It's a half and half. If the user is technically minded, then OpenBSD will
install quite straight-fowardly. The difficult part with OpenBSD is the disk
partitioning as on x86 architecture you have to partition the disk with a
*single* partition (well you can use two or more, but that gets interesting),
and within that one partition you create a disklabel - it doesn't use
"standard" partitions, per se.
On other UNIX boxen however (alpha, Sparc) you go straight into the disklabel
editing as they have no concept of partition tables ... on x86, its a BIOS
nesscesity (aka limitation).
But the fact that you have to set up your partitions within a partition may
be confusing to start with (think of it in terms of physical partition and
logical partitions and it will then make a bit more sense). Confused me when
I first installed Open, but once I knew what it wanted, it all clicked into
place.
The rest of the install is a doddle though. "Enter hostname" ... "Enter IP"

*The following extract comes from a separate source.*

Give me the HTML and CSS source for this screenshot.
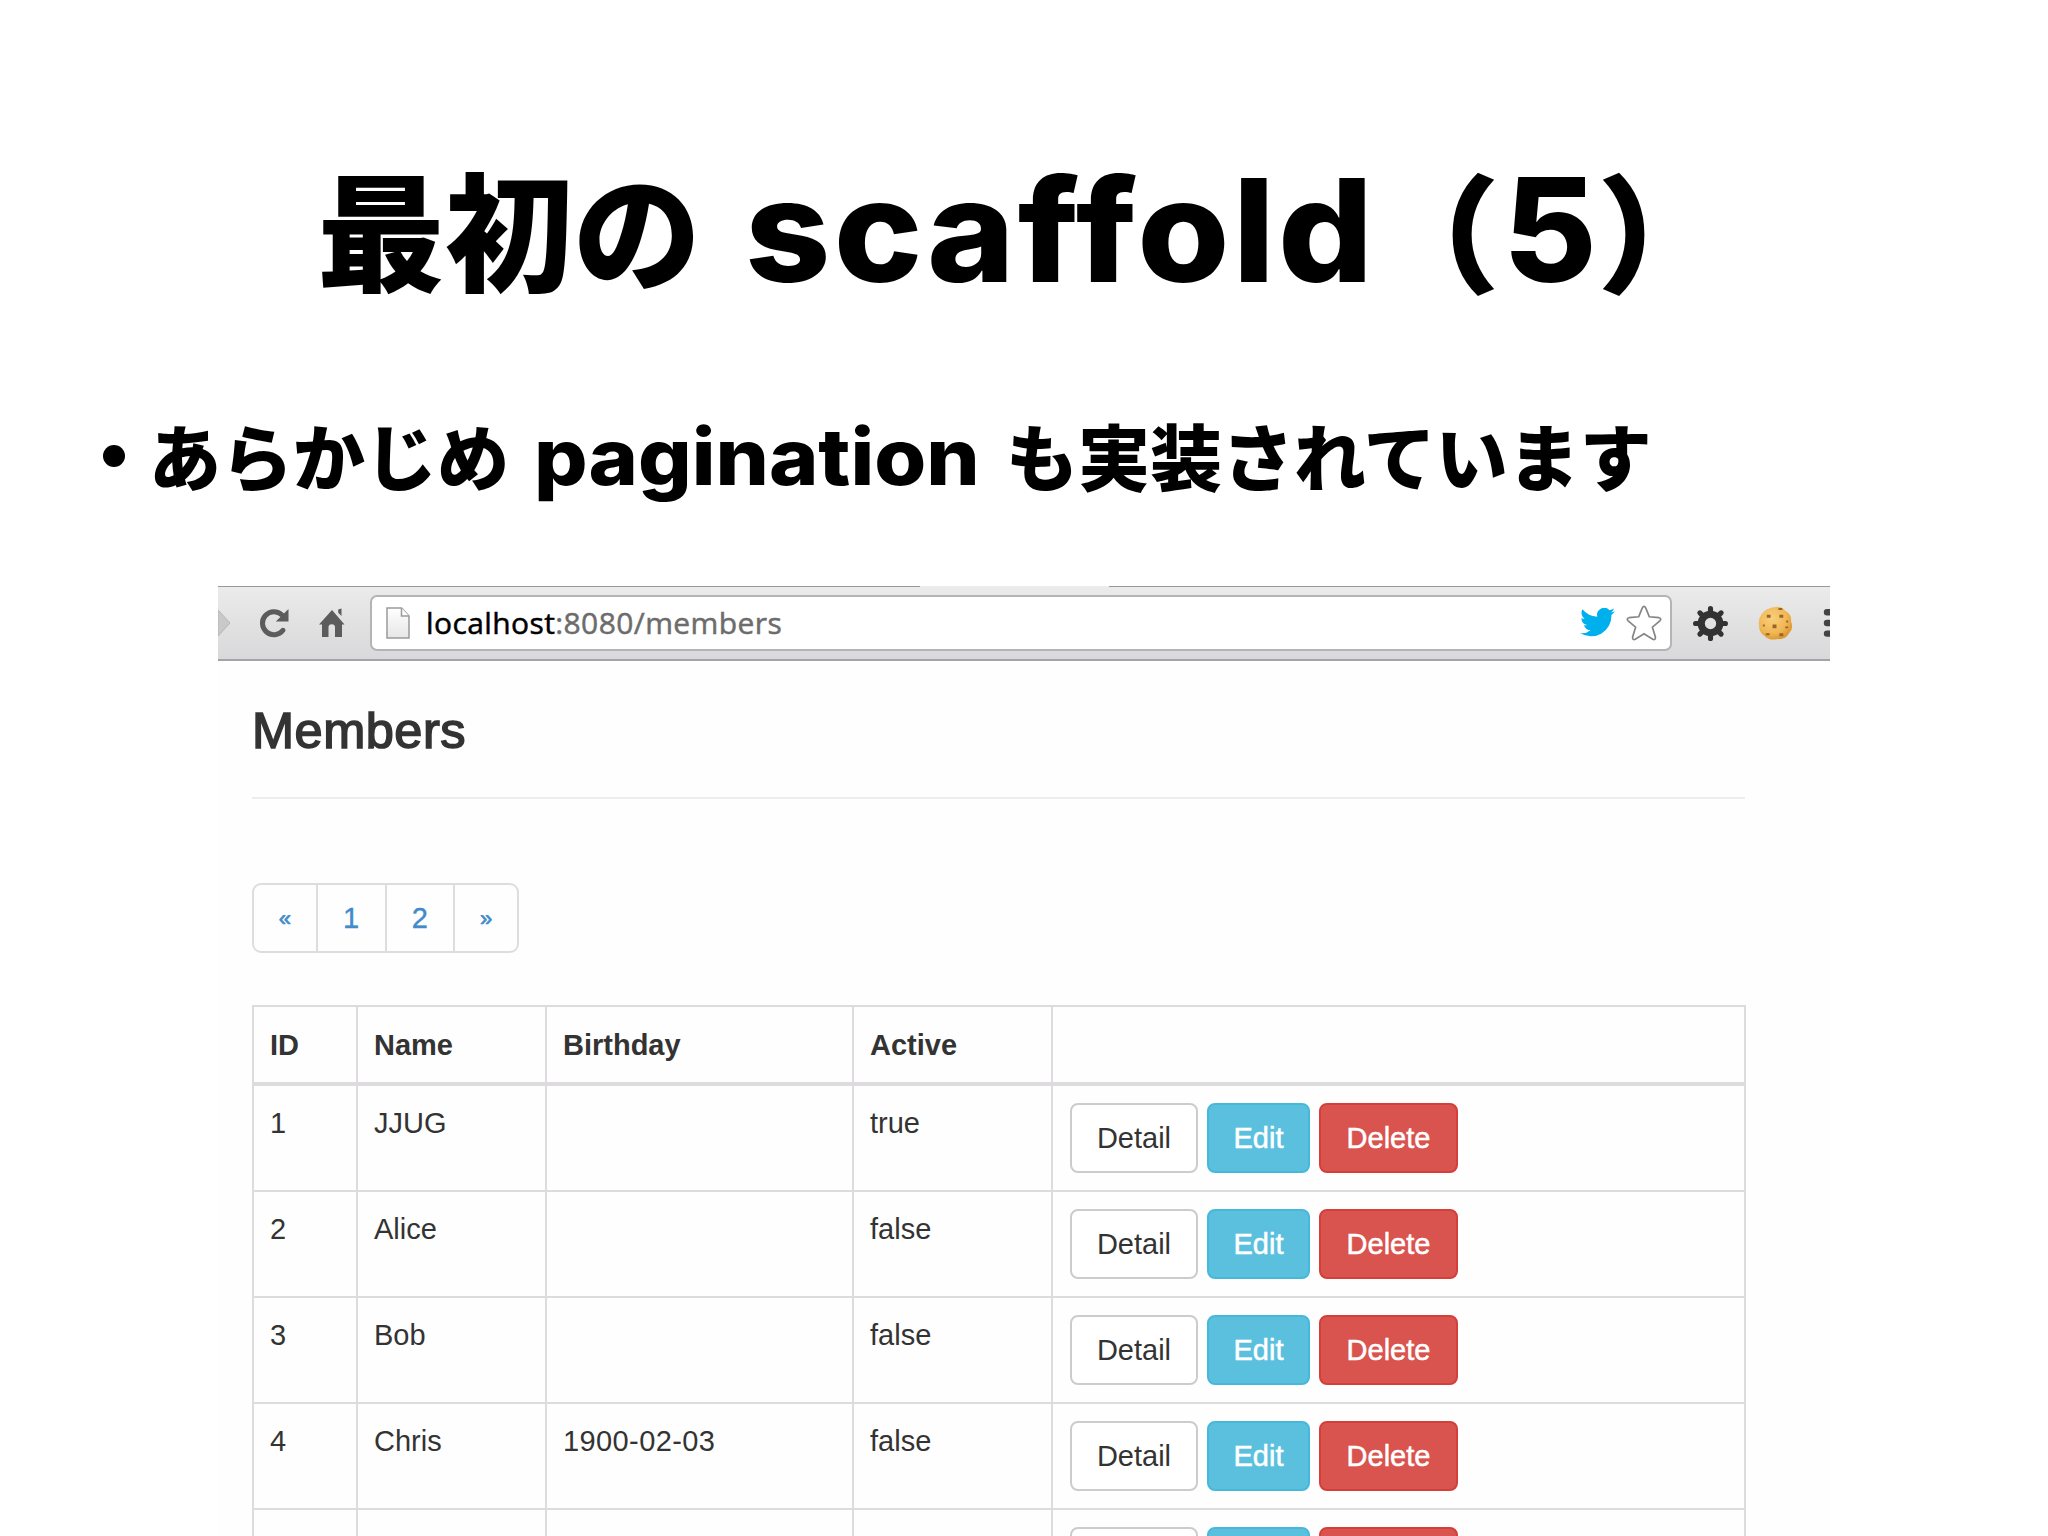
FILE: index.html
```html
<!DOCTYPE html>
<html lang="ja">
<head>
<meta charset="utf-8">
<title>最初の scaffold（5）</title>
<link rel="stylesheet" href="styles.css">
</head>
<body>
<main class="slide">
  <h1 class="title"><span class="title-jp">最初の</span><span class="title-en">scaffold</span><span class="paren">（</span><span class="title-num">5</span><span class="paren">）</span></h1>
  <ul class="bullets">
    <li class="bullet"><span class="dot"></span><span class="kana kana-lead">あらかじめ</span><span class="latin">pagination</span><span class="kana">も実装されています</span></li>
  </ul>
  <section class="browser">
    <header class="toolbar">
      <svg class="forward" viewBox="0 0 13 30"><path d="M0 2 12 15 0 28Z" fill="#c9c9c9" stroke="#b5b5b5"/></svg>
      <svg class="reload" viewBox="0 0 30 30"><path d="M24 22.300A11.500 11.500 0 1 1 23 7" fill="none" stroke="#5c5c5c" stroke-width="5" stroke-linecap="round"/><path d="M29.500 1V13.600H16.800Z" fill="#5c5c5c"/></svg>
      <svg class="home" viewBox="0 0 26 30"><path d="M13 2 0 16.500H3V29H9.500V19.500a3 3 0 0 1 6.500 0V29H23V16.500H25.500L13 2ZM19.200 1.600 22.500 .500V8L19.200 4.800Z" fill="#5c5c5c"/></svg>
      <div class="address">
        <svg class="page-icon" viewBox="0 0 24 32"><defs><linearGradient id="sheet" x2="0" y2="1"><stop stop-color="#fff"/><stop offset="1" stop-color="#e6e6e6"/></linearGradient></defs><path d="M1 1H15.500L23 9V31H1Z" fill="url(#sheet)" stroke="#9b9b9b" stroke-width="1.500"/><path d="M15.500 1V9H23" fill="#fff" stroke="#9b9b9b" stroke-width="1.500"/></svg>
        <span class="url"><b class="host">localhost</b>:8080/members</span>
        <svg class="bird" viewBox="1 3 22 18"><path d="M23 4.960a9 9 0 0 1-2.600.710 4.500 4.500 0 0 0 1.980-2.490 9 9 0 0 1-2.860 1.090 4.500 4.500 0 0 0-7.680 4.100A12.800 12.800 0 0 1 2.560 3.670a4.500 4.500 0 0 0 1.390 6.010 4.500 4.500 0 0 1-2.040-.560v.060a4.500 4.500 0 0 0 3.610 4.410 4.500 4.500 0 0 1-2.030.080 4.500 4.500 0 0 0 4.210 3.130A9 9 0 0 1 1 18.660 12.800 12.800 0 0 0 20.740 7.290 9 9 0 0 0 23 4.960Z" fill="#00b0ed"/></svg>
        <svg class="star" viewBox="0 0 36 36"><path d="M16.200 3.200Q18 -.500 19.800 3.200L23.300 11.800 33 12.700Q36 13.500 33.800 15.800L26.400 22.200 29.400 32Q29.600 35.400 26.700 34.300L18 28.800 9.300 34.300Q6.400 35.400 6.600 32L9.600 22.200 2.200 15.800Q0 13.500 3 12.700L12.700 11.800Z" fill="#fff" stroke="#858585" stroke-width="1.700"/></svg>
      </div>
      <svg class="gear" viewBox="-17 -17 34 34"><g fill="none" stroke="#333"><circle r="9" stroke-width="7"/><path d="M0-11V-14.500M0 11V14.500M-11 0H-14.500M11 0H14.500M-8-8-10.300-10.300M8 8 10.300 10.300M8-8 10.300-10.300M-8 8-10.300 10.300" stroke-width="5" stroke-linecap="round"/></g></svg>
      <svg class="cookie" viewBox="0 0 36 36"><defs><radialGradient id="dough" cx=".4" cy=".35" r=".65"><stop stop-color="#f8cf7c"/><stop offset=".7" stop-color="#f1b654"/><stop offset="1" stop-color="#dc9a35"/></radialGradient></defs><path d="M18 1Q24 0 28 5 35 9 34 16 37 23 32 28 28 35 20 34 12 36 7 31 1 27 1 20 0 13 4 8 8 2 18 1Z" fill="url(#dough)"/><path d="M9 9h4v3H9ZM22 9h4v3H22ZM15 19h4v4H15ZM8 28h4v2H8ZM22 28h4v3H22ZM28 21h3v2H28ZM5 19h2v2H5ZM21 2h4v2H21ZM29 15h2v2H29Z" fill="#9a6428"/></svg>
      <svg class="menu" viewBox="0 0 7 28"><path d="M7 0H4a3.200 3.200 0 0 0 0 6.400H7ZM7 10.800H4a3.200 3.200 0 0 0 0 6.400H7ZM7 21.400H4a3.200 3.200 0 0 0 0 6.400H7Z" fill="#444"/></svg>
      <span class="tab-foot"></span>
    </header>
    <div class="page">
      <h2 class="heading">Members</h2>
      <nav class="pager"><a class="step">«</a><a class="num">1</a><a class="num">2</a><a class="step">»</a></nav>
      <table class="members">
        <colgroup><col class="c-id"><col class="c-name"><col class="c-birth"><col class="c-active"><col></colgroup>
        <thead><tr><th>ID</th><th>Name</th><th>Birthday</th><th>Active</th><th></th></tr></thead>
        <tbody>
          <tr><td>1</td><td>JJUG</td><td></td><td>true</td><td><div class="actions"><a class="btn detail">Detail</a><a class="btn edit">Edit</a><a class="btn delete">Delete</a></div></td></tr>
          <tr><td>2</td><td>Alice</td><td></td><td>false</td><td><div class="actions"><a class="btn detail">Detail</a><a class="btn edit">Edit</a><a class="btn delete">Delete</a></div></td></tr>
          <tr><td>3</td><td>Bob</td><td></td><td>false</td><td><div class="actions"><a class="btn detail">Detail</a><a class="btn edit">Edit</a><a class="btn delete">Delete</a></div></td></tr>
          <tr><td>4</td><td>Chris</td><td class="date">1900-02-03</td><td>false</td><td><div class="actions"><a class="btn detail">Detail</a><a class="btn edit">Edit</a><a class="btn delete">Delete</a></div></td></tr>
          <tr><td></td><td></td><td></td><td></td><td><div class="actions"><a class="btn detail"></a><a class="btn edit"></a><a class="btn delete"></a></div></td></tr>
        </tbody>
      </table>
    </div>
  </section>
</main>
</body>
</html>
```
FILE: styles.css
```css
* { box-sizing: border-box; }
body { margin: 0; background: #fff; }
.slide {
  width: 2048px; height: 1536px; overflow: hidden;
  display: flex; flex-direction: column;
  color: #000;
}
.title, .bullet { font-family: Inter, "Noto Sans CJK JP", sans-serif; font-weight: 900; white-space: nowrap; }
.title {
  flex: none;
  margin: 0; padding: 132px 0 0 317px; height: 398px;
  display: flex; align-items: baseline;
  font-size: 128px; line-height: 190px;
}
.title-jp { width: 428px; font-family: "Noto Sans CJK JP", sans-serif; }
.title-en {
  width: 628px; font-size: 143px; font-weight: 800; letter-spacing: 3px;
  font-variant-ligatures: none;
  transform: scaleX(1.043); transform-origin: left;
}
.paren { width: 128px; font-size: 125px; font-family: "Noto Sans CJK JP", sans-serif; font-weight: 900; -webkit-text-stroke: 2px #000; }
.title-num { width: 98px; font-size: 144px; font-weight: 800; text-align: center; }
.bullets { flex: none; margin: 0; padding: 0 0 0 103px; height: 188px; list-style: none; }
.bullet { display: flex; align-items: baseline; font-size: 72px; line-height: 112px; }
.dot { width: 22px; height: 22px; margin-right: 24px; border-radius: 50%; background: #000; transform: translateY(-18px); }
.kana { font-family: "Noto Sans CJK JP", sans-serif; }
.kana-lead { width: 385px; }
.latin { width: 472px; font-size: 78px; font-weight: 800; transform: scaleX(1.078); transform-origin: left; }
.browser { flex: none; width: 1612px; margin-left: 218px; background: #fefefe; }
.toolbar {
  position: relative; height: 75px; display: flex; align-items: center;
  border-top: 1px solid #999; border-bottom: 2px solid #a5a3a5;
  background: linear-gradient(#ebebeb, #d9d8da);
}
.forward { width: 13px; height: 30px; }
.reload { width: 30px; height: 30px; margin-left: 28px; }
.home { width: 26px; height: 30px; margin-left: 30px; }
.address {
  width: 1302px; height: 56px; margin: 0 0 1px 25px; padding: 0 8px 0 14px;
  display: flex; align-items: center;
  border: 2px solid #b4b4b4; border-radius: 7px; background: #fff;
}
.page-icon { width: 24px; height: 32px; }
.url { margin-left: 16px; flex: 1; font: 30px/40px "Open Sans", sans-serif; letter-spacing: .4px; color: #6c6c6c; -webkit-text-stroke: .5px; }
.host { color: #000; font-weight: 400; }
.bird { width: 35px; height: 29px; }
.star { width: 36px; height: 36px; margin-left: 11px; }
.gear { width: 35px; height: 35px; margin-left: 21px; }
.cookie { width: 35px; height: 35px; margin-left: 30px; }
.menu { width: 7px; height: 28px; margin-left: auto; }
.tab-foot { position: absolute; left: 702px; top: -1px; width: 189px; height: 1px; background: #ebebeb; }
.page { padding: 0 85px 0 34px; color: #333; font: 29px/41.500px "Liberation Sans", Arial, sans-serif; }
.heading {
  margin: 0; height: 138px; padding-top: 42px;
  border-bottom: 2px solid #ededed;
  font-size: 50.500px; line-height: 56px; font-weight: 400; letter-spacing: .5px; -webkit-text-stroke: 1.600px #333;
}
.pager {
  width: 267px; height: 70px; margin: 84px 0 52px; display: flex;
  border: 2px solid #ddd; border-radius: 9px;
  color: #428bca; line-height: 67px; text-align: center;
}
.pager a + a { border-left: 2px solid #ddd; }
.step { flex: 64; font-size: 22px; -webkit-text-stroke: .7px; }
.num { flex: 69; -webkit-text-stroke: .4px; }
.members { width: 1494px; table-layout: fixed; border-collapse: collapse; }
.c-id { width: 104px; } .c-name { width: 189px; } .c-birth { width: 307px; } .c-active { width: 199px; }
th, td { padding: 17px 16px; border: 2px solid #dddbde; text-align: left; vertical-align: top; }
th { height: 78px; padding: 18px 16px 14px; border-bottom-width: 4px; }
td { height: 106px; }
.date { letter-spacing: .4px; }
.actions { display: flex; gap: 9px; padding-left: 1px; }
.btn { height: 70px; border: 2px solid; border-radius: 8px; line-height: 66px; text-align: center; }
.detail { width: 128px; border-color: #ccc; background: #fff; }
.edit { width: 103px; border-color: #46b8da; background: #5bc0de; color: #fff; -webkit-text-stroke: .5px #fff; }
.delete { width: 139px; border-color: #d43f3a; background: #d9534f; color: #fff; -webkit-text-stroke: .5px #fff; }
```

... "What timezone are you in" ... questions.
> I had to read a BSD book and all the
> BSD sites to get to the point where I could get Open BSD to work with
> ISDN and then come the day of installation of the ISDN drivers I
> found out that I was being told that it they just don't work.
>
Patches do exist for OpenBSD to use ISDN ... but only if you want to use 2.8
or lower. The ISDN maintainer got no feedback from people, and there seemed
to be a general apathy towards the feature. They probably /were/ being used,
but he wasn't getting any interest from the OBSD mailing list, thus dropped
support as no-one seemed to be interested.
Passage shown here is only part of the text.